Ao investigarem certos tipos de holocausto na cultura hindu e hebraica, os antropólogos Marcel Mauss e Henri Hubert, no ensaio intitulado Sobre o sacrifício (1899), lançaram uma nova compreensão geral sobre o tema. Quando pensamos num ritual de sacrifício, nossa imaginação quase imediatamente constrói um cenário macabro, horripilante, no qual pentagramas serpenteiam seus traços no solo e se ergue um altar de pedra para esquartejar cordeiros e criancinhas. Se é verdade que algo parecido foi feito, isso certamente pode ser provável. Basta tomar como referência certas culturas tribais ainda existentes, ou, se preferirmos um exemplo “familiar”, o infanticídio que Abraão se dispôs a cometer contra seu filho Isaac, como prova de fé em Deus.
Mas sacrifícios não se limitam apenas a cerimônias tétricas e cruentas. Na antiga Grécia, por exemplo, sacrificavam-se bolos, frutas e outros vegetais em veneração a divindades menos sádicas. Um sacrifício não se define, obrigatoriamente, com os rios de sangue derramados de uma vítima, e sim com a destruição total ou parcial das oferendas prestadas, podendo estas, conforme os interesses e a finalidade do rito, ser animais ou simples vegetais. De acordo com Mauss e Hubert, contudo, a principal demanda que incide sobre os gestos sacrificiais é observada não somente no martírio da vítima, mas sobretudo na alteração do estado moral da pessoa que a sacrifica, ou seja, o sacrificante deve estar lustrado, livre de impurezas, sem gozar dos prazeres mundanos que o cercam. Somente uma relação consagrada entre sacrificante e vítima produz o orgasmo transcendental.

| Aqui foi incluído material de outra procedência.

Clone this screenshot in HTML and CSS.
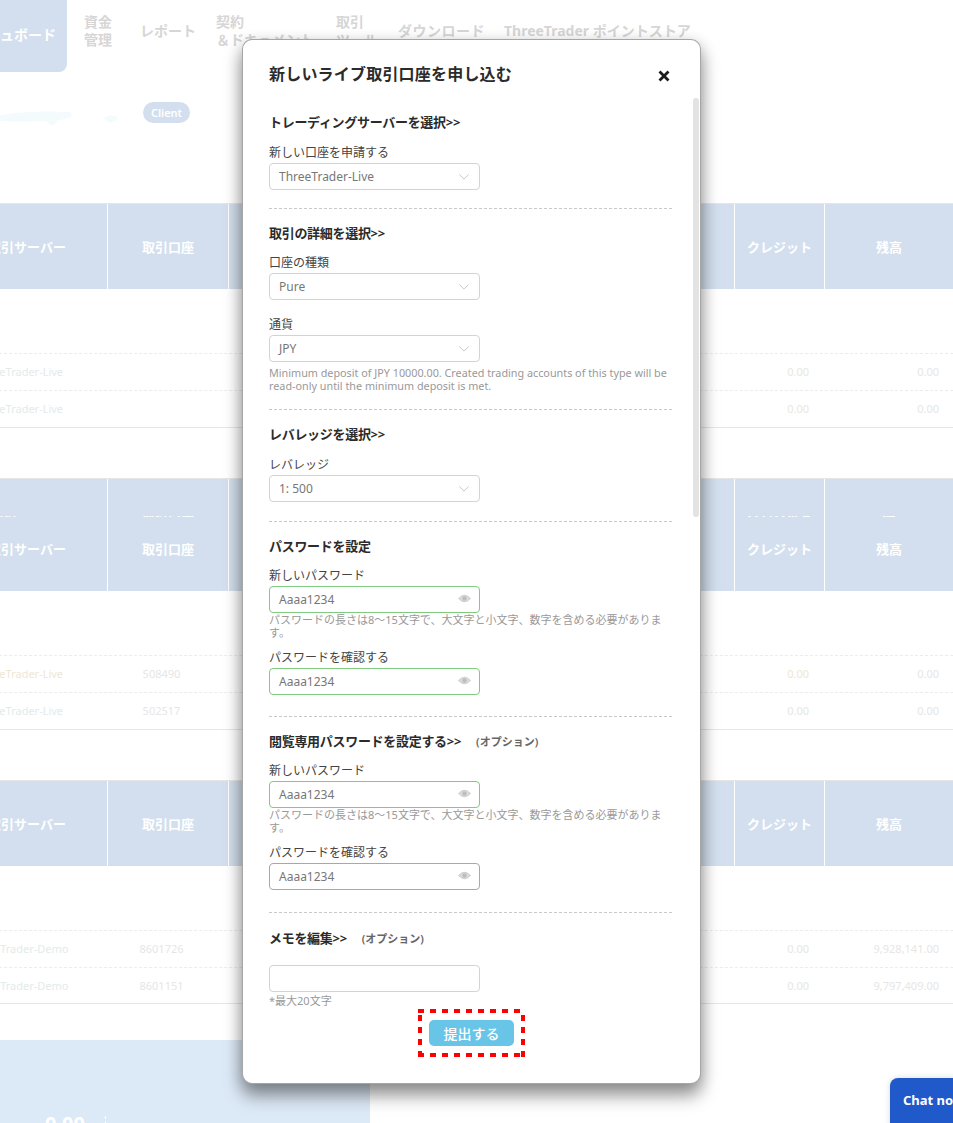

O arquétipo geral dos sacrifícios, formado pelo sacrificante, o lugar, os instrumentos e a peça central da cerimônia, a vítima, é escolhido com máxima cautela: qualquer falta cometida, qualquer descuido que interrompa a constância e o êxtase do momento, pode suscitar os maus espíritos e deixar os deuses zangados. Mauss e Hubert também explicam que a prática sofre alterações a depender dos próprios fins desejados, como pedir perdão, demonstrar gratidão, solicitar abundância em futuras colheitas, alimentar os deuses etc. Um sacrifício de sacralização confere ao sacrificante ou à vítima um caráter sagrado, embora nem sempre divino. Já o sacrifício de expiação, quando necessário, elimina as falhas de um indivíduo ou grupo, tal como era feito quando os sacerdotes judeus selecionavam um bode, despejavam sobre ele os pecados do povo de Israel e, em seguida, soltavam o animal no deserto, condenando-o à morte.

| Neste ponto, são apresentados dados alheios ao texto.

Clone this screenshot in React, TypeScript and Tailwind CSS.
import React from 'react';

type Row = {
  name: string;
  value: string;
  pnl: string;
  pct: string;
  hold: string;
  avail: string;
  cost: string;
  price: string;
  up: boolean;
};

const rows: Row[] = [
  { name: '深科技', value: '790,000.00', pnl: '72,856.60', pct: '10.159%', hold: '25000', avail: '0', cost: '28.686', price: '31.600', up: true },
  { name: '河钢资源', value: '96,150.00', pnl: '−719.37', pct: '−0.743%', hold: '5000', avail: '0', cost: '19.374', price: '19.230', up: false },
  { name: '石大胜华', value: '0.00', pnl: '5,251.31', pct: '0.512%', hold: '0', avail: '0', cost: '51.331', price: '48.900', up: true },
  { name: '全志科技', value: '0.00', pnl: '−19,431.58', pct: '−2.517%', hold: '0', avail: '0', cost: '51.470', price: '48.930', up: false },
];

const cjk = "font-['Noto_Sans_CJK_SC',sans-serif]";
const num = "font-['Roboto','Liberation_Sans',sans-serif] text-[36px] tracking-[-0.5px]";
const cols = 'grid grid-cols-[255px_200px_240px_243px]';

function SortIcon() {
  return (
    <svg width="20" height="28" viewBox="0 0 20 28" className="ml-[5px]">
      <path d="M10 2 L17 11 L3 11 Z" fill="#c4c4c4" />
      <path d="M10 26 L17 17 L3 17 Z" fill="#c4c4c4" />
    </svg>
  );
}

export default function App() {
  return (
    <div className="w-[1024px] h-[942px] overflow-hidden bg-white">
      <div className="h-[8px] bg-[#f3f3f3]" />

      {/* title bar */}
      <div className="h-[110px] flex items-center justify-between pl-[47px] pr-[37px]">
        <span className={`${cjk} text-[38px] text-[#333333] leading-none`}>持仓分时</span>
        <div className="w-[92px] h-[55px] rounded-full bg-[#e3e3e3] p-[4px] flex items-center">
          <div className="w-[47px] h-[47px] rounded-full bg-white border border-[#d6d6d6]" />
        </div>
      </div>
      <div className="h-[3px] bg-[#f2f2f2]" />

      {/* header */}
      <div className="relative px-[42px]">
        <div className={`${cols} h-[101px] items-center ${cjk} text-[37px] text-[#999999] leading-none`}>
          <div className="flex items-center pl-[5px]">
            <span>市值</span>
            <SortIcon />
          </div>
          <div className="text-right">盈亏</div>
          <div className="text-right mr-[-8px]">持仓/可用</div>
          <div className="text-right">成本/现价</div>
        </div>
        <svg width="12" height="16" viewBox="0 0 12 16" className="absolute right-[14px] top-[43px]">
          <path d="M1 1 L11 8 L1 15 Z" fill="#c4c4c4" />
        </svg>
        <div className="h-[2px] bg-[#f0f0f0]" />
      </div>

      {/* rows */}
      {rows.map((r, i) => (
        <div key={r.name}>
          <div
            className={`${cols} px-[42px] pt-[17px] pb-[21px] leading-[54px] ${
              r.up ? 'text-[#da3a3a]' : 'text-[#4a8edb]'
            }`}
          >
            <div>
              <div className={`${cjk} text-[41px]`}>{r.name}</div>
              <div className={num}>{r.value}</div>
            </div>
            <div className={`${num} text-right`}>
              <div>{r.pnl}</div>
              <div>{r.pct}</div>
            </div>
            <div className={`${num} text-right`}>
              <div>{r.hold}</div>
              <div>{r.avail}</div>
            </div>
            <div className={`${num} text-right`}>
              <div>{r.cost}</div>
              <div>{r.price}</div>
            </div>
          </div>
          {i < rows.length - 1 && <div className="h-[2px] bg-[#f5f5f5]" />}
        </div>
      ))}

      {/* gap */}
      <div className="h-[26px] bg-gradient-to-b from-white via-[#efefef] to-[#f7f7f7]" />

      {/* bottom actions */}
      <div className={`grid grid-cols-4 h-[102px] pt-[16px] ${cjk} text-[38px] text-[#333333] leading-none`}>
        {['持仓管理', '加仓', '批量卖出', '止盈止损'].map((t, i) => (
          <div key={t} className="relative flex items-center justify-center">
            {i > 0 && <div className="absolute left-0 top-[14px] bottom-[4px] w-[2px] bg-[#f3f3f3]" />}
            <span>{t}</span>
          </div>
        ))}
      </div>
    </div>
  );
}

Sob o prisma da civilização atual, essas práticas contrariam os fundamentos de uma vida guiada pela razão e o progresso. Por mais custoso que seja abandonar soluções supersticiosas, concordamos ser melhor cultivar uma postura crítica e racional perante o mundo. Mas cá entre nós: se vivêssemos em meio às sociedades e clãs primitivos, também seríamos tomados de pavor ao ver raios rasgarem o céu feito tecido, ou ocas derrubadas por fortes ventanias; veríamos deuses onde houvesse somente incêndios florestais, vulcões ativos ou proliferação de pragas contra plantações de trigo. Felizmente, alguns conseguem romper as correntes da crendice, enquanto outros, no entanto, seguem agrilhoados em direção à sepultura.